Como fazer frente aos piores efeitos desses movimentos? A reação inicial dos EUA, país vitimado pelos atentados, foi a do recrudescimento, nos seus governantes, de uma leitura hobbesiana-maquiavélica da realidade internacional, sobretudo no plano estratégico-militar. Daí a tendência ao solipsismo naquele país. Esta se percebe não apenas na intensidade de suas ações internacionais de prevenção e combate ao terrorismo e no debate sobre operações de guerra no Iraque, mas também em suas posições frequentemente refratárias a acordos multilaterais -como nas áreas ambiental (não-ratificação do Protocolo de Kyoto), de desarmamento (não-ratificação do Tratado de Proibição Completa dos Testes Nucleares) ou jurídica (evitar jurisdição do Tribunal Penal Internacional sobre nacionais norte-americanos).
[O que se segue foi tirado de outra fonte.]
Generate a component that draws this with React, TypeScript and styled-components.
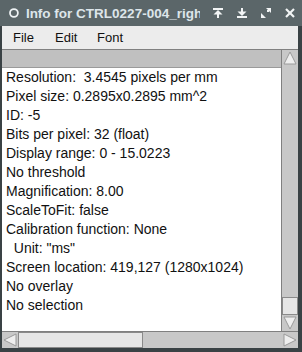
import React from "react";
import styled, { createGlobalStyle } from "styled-components";

const GlobalStyle = createGlobalStyle`
  html, body {
    margin: 0;
    padding: 0;
    background: #2f3538;
  }
`;

const Window = styled.div`
  width: 302px;
  height: 352px;
  display: flex;
  flex-direction: column;
  background: #3a4245;
  overflow: hidden;
`;

const TitleBar = styled.div`
  height: 26px;
  display: flex;
  align-items: center;
  background: #5b6669;
  padding: 0 0 0 8px;
  gap: 6px;
`;

const TitleText = styled.div`
  overflow: hidden;
  white-space: nowrap;
  color: #dde5ea;
  font-family: "Liberation Sans", Arial, sans-serif;
  font-weight: bold;
  font-size: 13.5px;
  width: 176px;
`;

const TitleButtons = styled.div`
  display: flex;
  margin-left: auto;
`;

const TitleButton = styled.div`
  width: 24px;
  height: 26px;
  display: flex;
  align-items: center;
  justify-content: center;
`;

const Body = styled.div`
  flex: 1;
  display: flex;
  flex-direction: column;
  margin: 0 4px 4px 2px;
  min-height: 0;
`;

const MenuBar = styled.div`
  height: 23px;
  display: flex;
  align-items: center;
  background: #ececec;
  padding-left: 11px;
  font-family: "Liberation Sans", Arial, sans-serif;
  font-size: 13px;
  color: #111;
`;

const MenuItem = styled.span`
  width: 42px;
`;

const Main = styled.div`
  flex: 1;
  display: flex;
  min-height: 0;
  border-top: 1px solid #808080;
`;

const ContentColumn = styled.div`
  flex: 1;
  display: flex;
  flex-direction: column;
  min-width: 0;
`;

const HeaderBand = styled.div`
  height: 17px;
  background: #c0c0c0;
  border-bottom: 1px solid #9a9a9a;
`;

const TextArea = styled.div`
  flex: 1;
  background: #fff;
  padding-left: 4px;
  font-family: "Liberation Sans", Arial, sans-serif;
  font-size: 14px;
  line-height: 19px;
  color: #111;
  white-space: pre;
  overflow: hidden;
`;

const VScroll = styled.div`
  width: 16px;
  display: flex;
  flex-direction: column;
  background: #c8c8c8;
  border-left: 1px solid #808080;
`;

const ArrowBox = styled.div`
  width: 16px;
  height: 16px;
  flex: none;
  display: flex;
  align-items: center;
  justify-content: center;
  background: #c8c8c8;
`;

const Track = styled.div`
  flex: 1;
  display: flex;
  flex-direction: column;
  justify-content: flex-end;
`;

const Thumb = styled.div<{ $size: number }>`
  flex: none;
  background: #e6e6e6;
  border: 1px solid #8a8a8a;
  box-sizing: border-box;
  width: 100%;
  height: ${(p) => p.$size}px;
`;

const HScrollRow = styled.div`
  height: 16px;
  display: flex;
  background: #c8c8c8;
  border-top: 1px solid #808080;
`;

const HTrack = styled.div`
  flex: 1;
  display: flex;
`;

const HThumb = styled.div<{ $size: number }>`
  flex: none;
  background: #e6e6e6;
  border: 1px solid #8a8a8a;
  box-sizing: border-box;
  height: 100%;
  width: ${(p) => p.$size}px;
`;

const Tri = ({ dir }: { dir: "up" | "down" | "left" | "right" }) => {
  const pts = {
    up: "8,2 14,14 2,14",
    down: "2,2 14,2 8,14",
    left: "2,8 14,2 14,14",
    right: "2,2 14,8 2,14",
  }[dir];
  return (
    <svg width="16" height="16" viewBox="0 0 16 16">
      <polygon points={pts} fill="#eeeeee" stroke="#9a9a9a" strokeWidth="1" />
    </svg>
  );
};

const lines = [
  "Resolution:  3.4545 pixels per mm",
  "Pixel size: 0.2895x0.2895 mm^2",
  "ID: -5",
  "Bits per pixel: 32 (float)",
  "Display range: 0 - 15.0223",
  "No threshold",
  "Magnification: 8.00",
  "ScaleToFit: false",
  "Calibration function: None",
  "  Unit: \"ms\"",
  "Screen location: 419,127 (1280x1024)",
  "No overlay",
  "No selection",
];

const App: React.FC = () => {
  return (
    <Window>
      <GlobalStyle />
      <TitleBar>
        <svg width="12" height="12" viewBox="0 0 12 12">
          <circle cx="6" cy="6" r="4" fill="none" stroke="#eef2f4" strokeWidth="1.8" />
        </svg>
        <TitleText>Info for CTRL0227-004_right</TitleText>
        <TitleButtons>
          <TitleButton>
            <svg width="12" height="12" viewBox="0 0 12 12" fill="#f2f4f5">
              <rect x="1" y="1" width="10" height="2" />
              <polygon points="6,3 10.5,7.5 1.5,7.5" />
              <rect x="5" y="7" width="2" height="4" />
            </svg>
          </TitleButton>
          <TitleButton>
            <svg width="12" height="12" viewBox="0 0 12 12" fill="#f2f4f5">
              <rect x="5" y="1" width="2" height="4" />
              <polygon points="6,9 10.5,4.5 1.5,4.5" />
              <rect x="1" y="9" width="10" height="2" />
            </svg>
          </TitleButton>
          <TitleButton>
            <svg width="12" height="12" viewBox="0 0 12 12" fill="#f2f4f5">
              <polygon points="11,1 11,6 6,1" />
              <polygon points="1,11 1,6 6,11" />
              <rect x="7" y="3" width="2" height="2" />
            </svg>
          </TitleButton>
          <TitleButton>
            <svg width="12" height="12" viewBox="0 0 12 12" stroke="#f2f4f5" strokeWidth="2.2">
              <line x1="2" y1="2" x2="10" y2="10" />
              <line x1="10" y1="2" x2="2" y2="10" />
            </svg>
          </TitleButton>
        </TitleButtons>
      </TitleBar>
      <Body>
        <MenuBar>
          <MenuItem>File</MenuItem>
          <MenuItem>Edit</MenuItem>
          <MenuItem>Font</MenuItem>
        </MenuBar>
        <Main>
          <ContentColumn>
            <HeaderBand />
            <TextArea>
              {lines.map((l) => (
                <div key={l}>{l}</div>
              ))}
            </TextArea>
          </ContentColumn>
          <VScroll>
            <ArrowBox>
              <Tri dir="up" />
            </ArrowBox>
            <Track>
              <Thumb $size={18} />
            </Track>
            <ArrowBox>
              <Tri dir="down" />
            </ArrowBox>
          </VScroll>
        </Main>
        <HScrollRow>
          <ArrowBox>
            <Tri dir="left" />
          </ArrowBox>
          <HTrack>
            <HThumb $size={125} />
          </HTrack>
          <ArrowBox>
            <Tri dir="right" />
          </ArrowBox>
        </HScrollRow>
      </Body>
    </Window>
  );
};

export default App;
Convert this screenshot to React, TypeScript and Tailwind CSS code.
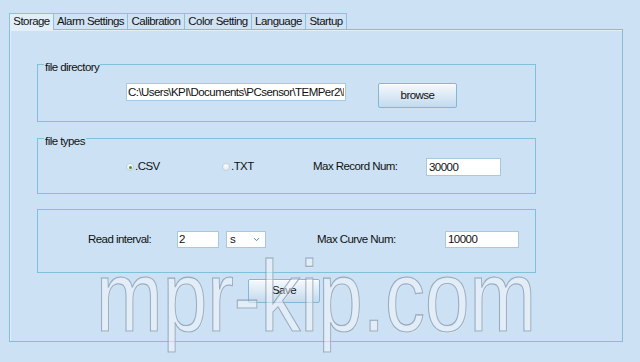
import { ChevronDown } from "lucide-react";

const tabs = [
  { label: "Storage", w: "w-[45px]", active: true },
  { label: "Alarm Settings", w: "w-[74px]", active: false },
  { label: "Calibration", w: "w-[57px]", active: false },
  { label: "Color Setting", w: "w-[67px]", active: false },
  { label: "Language", w: "w-[54px]", active: false },
  { label: "Startup", w: "w-[41px]", active: false },
];

function Radio({ checked }: { checked?: boolean }) {
  return (
    <span className="flex items-center justify-center w-[8px] h-[8px] rounded-full border border-[#c4ced8] bg-gradient-to-b from-[#ffffff] to-[#e4e9ee]">
      {checked && <span className="w-[3px] h-[3px] rounded-full bg-[#3f9a2e]" />}
    </span>
  );
}

export default function App() {
  return (
    <div className="relative w-[640px] h-[362px] overflow-hidden bg-[#cce1f4] pt-[13px] pl-[9px] font-['Liberation_Sans',Arial,sans-serif] text-[11.5px] tracking-[-0.55px] text-[#111]">
      {/* Tabs */}
      <div className="flex items-end h-[16px]">
        {tabs.map((t, i) => (
          <div
            key={t.label}
            className={`${t.w} flex items-center justify-center border-t border-r border-[#8ec2dc] ${
              i === 0 ? "border-l" : ""
            } ${
              t.active
                ? "relative z-10 h-[17px] -mb-px bg-[#e2eff9]"
                : "h-[16px] bg-[#cfe3f5]"
            }`}
          >
            {t.label}
          </div>
        ))}
      </div>

      {/* Panel */}
      <div className="w-[614px] h-[313px] border border-[#86bcd8] shadow-[inset_1px_1px_0_#e2eefa] px-[27px]">
        {/* file directory */}
        <fieldset className="mt-[24px] w-[499px] border border-[#7fc0dd]">
          <legend className="ml-[6px] px-[1px] pt-[6px] leading-[14px]">file directory</legend>
          <div className="flex items-start mt-[9px] pb-[13px]">
            <input
              readOnly
              defaultValue="C:\Users\KPI\Documents\PCsensor\TEMPer2\Data"
              className="ml-[88px] w-[220px] h-[18px] px-[1px] bg-white border border-[#a7c9de] outline-none text-[11.5px] tracking-[-0.55px]"
            />
            <button className="ml-[32px] w-[79px] h-[25px] rounded-[2px] border border-[#86b6d6] bg-gradient-to-b from-[#f6f9fc] to-[#c3daee] shadow-[inset_0_1px_0_#ffffff]">
              browse
            </button>
          </div>
        </fieldset>

        {/* file types */}
        <fieldset className="mt-[6px] w-[499px] border border-[#7fc0dd]">
          <legend className="ml-[6px] px-[1px] pt-[6px] leading-[14px]">file types</legend>
          <div className="flex items-center h-[18px] mt-[10px] mb-[17px]">
            <div className="ml-[88px] w-[96px] flex items-center gap-[1px]">
              <Radio checked />
              <span>.CSV</span>
            </div>
            <div className="w-[91px] flex items-center gap-[1px]">
              <Radio />
              <span>.TXT</span>
            </div>
            <span className="w-[113px]">Max Record Num:</span>
            <input
              readOnly
              defaultValue="30000"
              className="w-[75px] h-[18px] px-[2px] bg-white border border-[#a7c9de] outline-none text-[11.5px] tracking-[-0.55px]"
            />
          </div>
        </fieldset>

        {/* read interval */}
        <div className="mt-[15px] w-[499px] border border-[#7fc0dd] pt-[21px] pb-[24px]">
          <div className="flex items-center h-[17px]">
            <span className="ml-[50px] w-[89px]">Read interval:</span>
            <input
              readOnly
              defaultValue="2"
              className="w-[42px] h-[17px] px-[1px] bg-white border border-[#a7c9de] outline-none text-[11.5px] tracking-[-0.55px]"
            />
            <div className="ml-[7px] w-[40px] h-[17px] px-[3px] bg-white border border-[#a7c9de] flex items-center justify-between">
              <span>s</span>
              <ChevronDown size={9} strokeWidth={2.5} className="text-[#3b7fc4] mr-[1px]" />
            </div>
            <span className="ml-[51px] w-[128px]">Max Curve Num:</span>
            <input
              readOnly
              defaultValue="10000"
              className="w-[74px] h-[17px] px-[2px] bg-white border border-[#a7c9de] outline-none text-[11.5px] tracking-[-0.55px]"
            />
          </div>
        </div>

        <button className="mt-[6px] ml-[211px] w-[72px] h-[24px] rounded-[2px] border border-[#86b6d6] bg-gradient-to-b from-[#f6f9fc] to-[#c3daee] shadow-[inset_0_1px_0_#ffffff]">
          Save
        </button>
      </div>

      {/* watermark */}
      <div className="pointer-events-none absolute left-[96px] top-[246px] origin-left scale-x-[0.8] text-[100px] leading-none tracking-normal whitespace-nowrap text-[rgba(240,246,252,0.22)] [-webkit-text-stroke:1.2px_rgba(125,145,165,0.7)] [text-shadow:1px_1px_0_rgba(255,255,255,0.35)]">
        mpr-kip.com
      </div>
    </div>
  );
}
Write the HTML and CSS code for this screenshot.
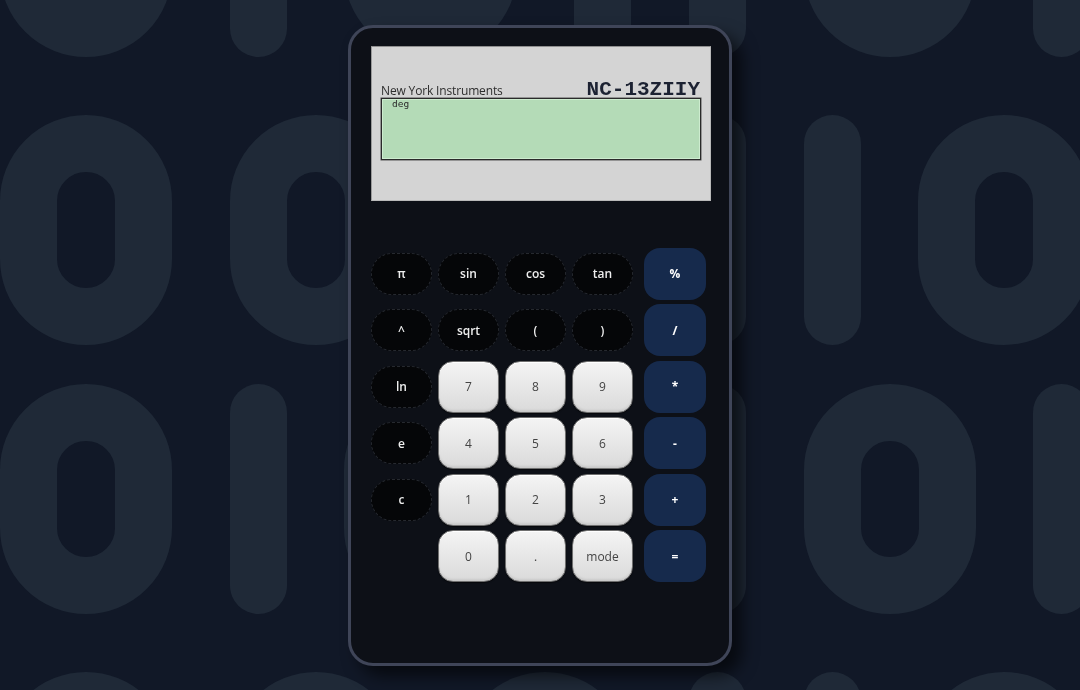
FILE: index.html
```html
<!DOCTYPE html>
<html lang="en">
<head>
<meta charset="utf-8">
<title>NC-13ZIIY Calculator</title>
<link rel="stylesheet" href="styles.css">
</head>
<body>
<div class="bg" aria-hidden="true">
  <div class="bg-row">
    <span class="d0"></span><span class="d1"></span><span class="d0"></span><span class="d1"></span><span class="d1"></span><span class="d0"></span><span class="d1"></span>
  </div>
  <div class="bg-row">
    <span class="d0"></span><span class="d0"></span><span class="d0"></span><span class="d1"></span><span class="d1"></span><span class="d0"></span>
  </div>
  <div class="bg-row bg-row-tight">
    <span class="d0"></span><span class="d1"></span><span class="d0"></span><span class="d1"></span><span class="d1"></span><span class="d0"></span><span class="d1"></span>
  </div>
  <div class="bg-row">
    <span class="d0"></span><span class="d0"></span><span class="d0"></span><span class="d1"></span><span class="d1"></span><span class="d0"></span>
  </div>
</div>

<main class="stage">
  <div class="calc">
    <div class="display">
      <div class="display-head">
        <span class="brand">New York Instruments</span>
        <span class="model">NC-13ZIIY</span>
      </div>
      <div class="lcd"><span class="angle">deg</span></div>
    </div>

    <div class="keypad">
      <button class="key fn">π</button>
      <button class="key fn">sin</button>
      <button class="key fn">cos</button>
      <button class="key fn">tan</button>
      <button class="key op">%</button>

      <button class="key fn">^</button>
      <button class="key fn">sqrt</button>
      <button class="key fn">(</button>
      <button class="key fn">)</button>
      <button class="key op">/</button>

      <button class="key fn">ln</button>
      <button class="key num">7</button>
      <button class="key num">8</button>
      <button class="key num">9</button>
      <button class="key op">*</button>

      <button class="key fn">e</button>
      <button class="key num">4</button>
      <button class="key num">5</button>
      <button class="key num">6</button>
      <button class="key op">-</button>

      <button class="key fn">c</button>
      <button class="key num">1</button>
      <button class="key num">2</button>
      <button class="key num">3</button>
      <button class="key op">+</button>

      <span class="blank"></span>
      <button class="key num">0</button>
      <button class="key num">.</button>
      <button class="key num">mode</button>
      <button class="key op">=</button>
    </div>
  </div>
</main>
</body>
</html>
```

FILE: styles.css
```css
html, body {
  margin: 0;
  height: 100%;
}

body {
  background: #111827;
  overflow: hidden;
  font-family: "Open Sans", "Noto Sans", sans-serif;
}

/* decorative binary background */
.bg {
  position: fixed;
  left: 0;
  top: -173px;
  width: 100%;
  display: flex;
  flex-direction: column;
  gap: 58px;
  z-index: 0;
}

.bg-row {
  display: flex;
  gap: 57.4px;
  height: 230px;
  flex-shrink: 0;
}

.bg-row-tight {
  margin-top: -19px;
}

.d0 {
  flex-shrink: 0;
  box-sizing: border-box;
  width: 172.2px;
  height: 230px;
  border: 57.4px solid #1f2937;
  border-radius: 86px;
}

.d1 {
  flex-shrink: 0;
  width: 57.4px;
  height: 230px;
  border-radius: 28.7px;
  background: #1f2937;
}

/* calculator */
.stage {
  position: relative;
  z-index: 1;
  height: 100vh;
  display: flex;
  align-items: center;
  justify-content: center;
}

.calc {
  box-sizing: border-box;
  width: 384px;
  height: 641px;
  border: 3px solid #3f4558;
  border-radius: 25px;
  background: #0d1017;
  padding: 18px 0 0 20px;
  box-shadow: 10px 10px 16px rgba(0, 0, 0, 0.6);
}

.display {
  box-sizing: border-box;
  width: 340px;
  height: 155px;
  background: #d4d4d4;
  border: 1px solid #b9b9b9;
  border-top-color: #8f8f8f;
  border-left-color: #9a9a9a;
  padding: 34px 9px 0 9px;
}

.display-head {
  display: flex;
  justify-content: space-between;
  align-items: flex-end;
  height: 17px;
}

.brand {
  font-size: 12px;
  line-height: 14px;
  color: #2e2e2e;
  letter-spacing: -0.15px;
}

.model {
  font-family: "Liberation Mono", "Courier New", monospace;
  font-weight: bold;
  font-size: 21px;
  line-height: 17px;
  color: #1c2232;
  margin-right: 1px;
}

.lcd {
  box-sizing: border-box;
  height: 62px;
  background: #b4dbb7;
  border: 1px solid #2a2a2a;
  box-shadow: inset 0 0 0 1px #cdeccf, 0 0 0 0.5px #555;
  padding: 0 10px;
}

.angle {
  display: block;
  font-family: "DejaVu Sans Mono", monospace;
  font-size: 9.5px;
  line-height: 10px;
  color: #2a2a2a;
}

.keypad {
  display: grid;
  grid-template-columns: repeat(4, 61px) 67px;
  grid-auto-rows: 52px;
  column-gap: 6px;
  row-gap: 4.6px;
  margin-top: 47px;
  width: 335px;
}

.key {
  font-family: "Open Sans", "Noto Sans", sans-serif;
  font-size: 12px;
  padding: 0;
  margin: 0;
  cursor: pointer;
}

.fn {
  height: 42px;
  align-self: center;
  border-radius: 21px;
  background: #050608;
  color: #eeeeee;
  border: 1px dashed #26292f;
  font-weight: 600;
}

.num {
  border-radius: 15px;
  background: linear-gradient(#f4f4f4, #dadada);
  border: 1px solid #6f6f6f;
  color: #444;
  box-shadow: inset 0 1px 0 #ffffff, inset 0 -2px 2px rgba(0, 0, 0, 0.08), 0 1px 1px rgba(0, 0, 0, 0.5);
}

.op {
  width: 62px;
  justify-self: end;
  border: none;
  border-radius: 16px;
  background: #162a4c;
  color: #ffffff;
  font-weight: 700;
}
```
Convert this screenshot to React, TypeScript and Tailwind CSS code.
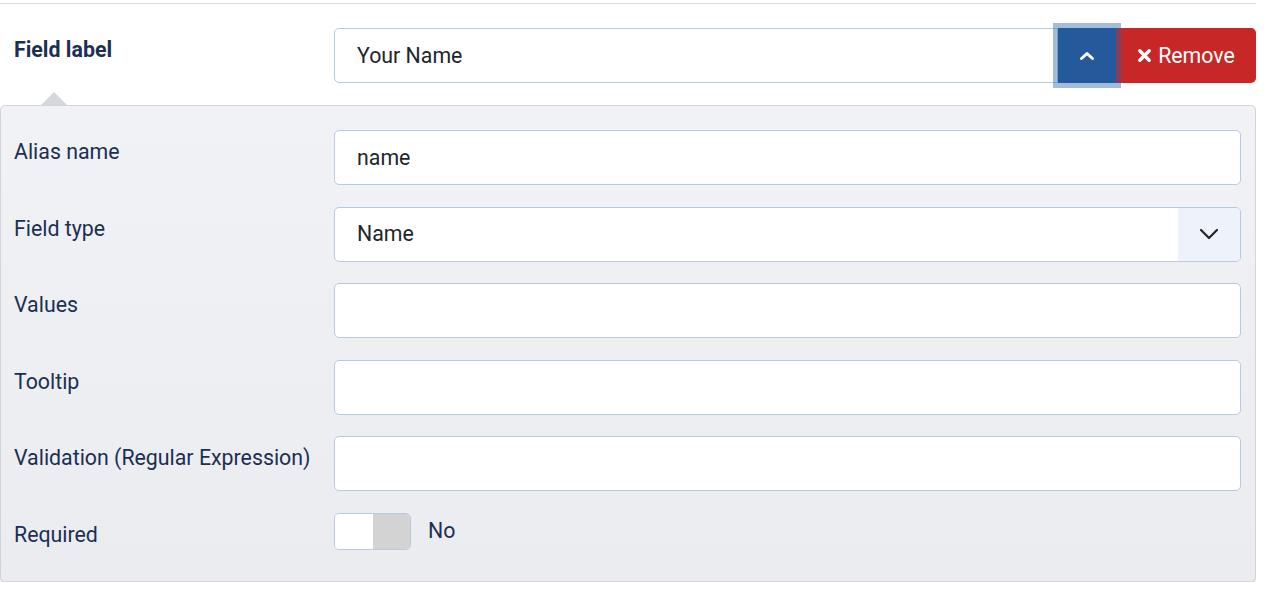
import React from "react";

const Label = ({ children, bold, w = "w-[334px]" }: { children: React.ReactNode; bold?: boolean; w?: string }) => (
  <div className={`${w} shrink-0 pl-[14px] text-[21.33px] leading-[25px] text-[#1b2f52] ${bold ? "font-bold" : ""}`}>
    {children}
  </div>
);

const PLabel = ({ children }: { children: React.ReactNode }) => (
  <div className="w-[333px] shrink-0 pl-[13px] text-[21.33px] leading-[25px] text-[#1b2f52]">{children}</div>
);

const TextInput = ({ value }: { value?: string }) => (
  <div className="flex h-[55px] flex-1 items-center rounded-[5px] border border-[#b8c9e3] bg-white px-[22px] text-[21.33px] text-[#22262a]">
    {value}
  </div>
);

export default function App() {
  return (
    <div className="w-[1256px] bg-white" style={{ fontFamily: "Roboto, 'Liberation Sans', sans-serif" }}>
      <div className="h-[3px]" />
      <div className="h-px bg-[#dcdcdc]" />
      {/* Field label row */}
      <div className="flex items-start pt-[24px]">
        <div className="pt-[9px]">
          <Label bold>Field label</Label>
        </div>
        <div className="flex flex-1 items-center">
          <div className="flex h-[55px] flex-1 items-center rounded-l-[5px] border border-[#b8c9e3] bg-white px-[22px] text-[21.33px] text-[#22262a]">
            Your Name
          </div>
          <div className="relative z-10 flex h-[55px] w-[58px] items-center justify-center bg-[#245a9b] shadow-[0_0_0_5px_rgba(38,96,172,0.42)]">
            <svg width="16" height="10" viewBox="0 0 16 10">
              <path d="M2.5 7.5 L8 2.5 L13.5 7.5" stroke="white" strokeWidth="3" fill="none" strokeLinecap="round" strokeLinejoin="round" />
            </svg>
          </div>
          <div className="flex h-[55px] w-[140px] items-center justify-center gap-[6px] rounded-r-[5px] bg-[#c72727] text-[21.33px] text-white">
            <svg width="15" height="15" viewBox="0 0 16 16">
              <path d="M3 3 L13 13 M13 3 L3 13" stroke="white" strokeWidth="3.6" strokeLinecap="round" />
            </svg>
            <span>Remove</span>
          </div>
        </div>
      </div>
      {/* Arrow */}
      <div className="relative h-[22px]">
        <svg className="absolute left-[41px] top-[9px]" width="26" height="13" viewBox="0 0 26 13">
          <path d="M0 13 L13 0 L26 13 Z" fill="#d6d7db" />
        </svg>
      </div>
      {/* Panel */}
      <div className="flex flex-col gap-[21.5px] rounded-[5px] border border-[#d3d4d8] bg-gradient-to-b from-[#f1f2f6] to-[#ebecf0] pb-[31px] pr-[14px] pt-[24px] shadow-[0_1px_0_#c9cace]">
        <div className="flex items-start">
          <div className="pt-[9px]"><PLabel>Alias name</PLabel></div>
          <TextInput value="name" />
        </div>
        <div className="flex items-start">
          <div className="pt-[9px]"><PLabel>Field type</PLabel></div>
          <div className="flex h-[55px] flex-1 items-center overflow-hidden rounded-[5px] border border-[#b8c9e3] bg-white text-[21.33px] text-[#22262a]">
            <div className="flex-1 px-[22px]">Name</div>
            <div className="flex h-full w-[62px] items-center justify-center bg-[#eef3fb]">
              <svg width="20" height="12" viewBox="0 0 20 12">
                <path d="M2 2 L10 10 L18 2" stroke="#22262a" strokeWidth="2.2" fill="none" strokeLinecap="round" strokeLinejoin="round" />
              </svg>
            </div>
          </div>
        </div>
        <div className="flex items-start">
          <div className="pt-[9px]"><PLabel>Values</PLabel></div>
          <TextInput />
        </div>
        <div className="flex items-start">
          <div className="pt-[9px]"><PLabel>Tooltip</PLabel></div>
          <TextInput />
        </div>
        <div className="flex items-start">
          <div className="pt-[9px]"><PLabel>Validation (Regular Expression)</PLabel></div>
          <TextInput />
        </div>
        <div className="flex items-center">
          <div className="pt-[7px]"><PLabel>Required</PLabel></div>
          <div className="flex items-center gap-[17px]">
            <div className="flex h-[37px] w-[77px] overflow-hidden rounded-[5px] border border-[#b8c9e3]">
              <div className="flex-1 bg-white" />
              <div className="flex-1 bg-[#d3d3d3]" />
            </div>
            <span className="text-[21.33px] text-[#1b2f52]">No</span>
          </div>
        </div>
      </div>
    </div>
  );
}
Pela forma de sua inserção no mundo, tradição e experiência diplomática, o Brasil tem uma leitura grociana da realidade internacional, que privilegia a gestão dos conflitos por meio do direito e da diplomacia. Para o Brasil, o 11 de setembro agravou o déficit de governança prevalecente no sistema internacional, para realçar um dos termos recorrentes suscitados pelo presidente Fernando Henrique Cardoso desde o início do seu primeiro mandato. Diante desse agravamento, a posição brasileira é clara: a resposta aos desafios atuais é mais multilateralismo, e não menos.
A complexidade do mundo contemporâneo em todas as áreas, inclusive a de segurança internacional, é tão grande que nenhum ator internacional, nem o mais forte, pode, isolado e sem cooperação, encaminhar soluções. Esta é a lição, passado um ano dos atentados que chocaram o mundo.

Celso Lafer, 61, professor titular da Faculdade de Direito da USP, é ministro das Relações Exteriores. Foi ministro do Desenvolvimento, Indústria e Comércio (governo FHC) e das Relações Exteriores (governo Collor).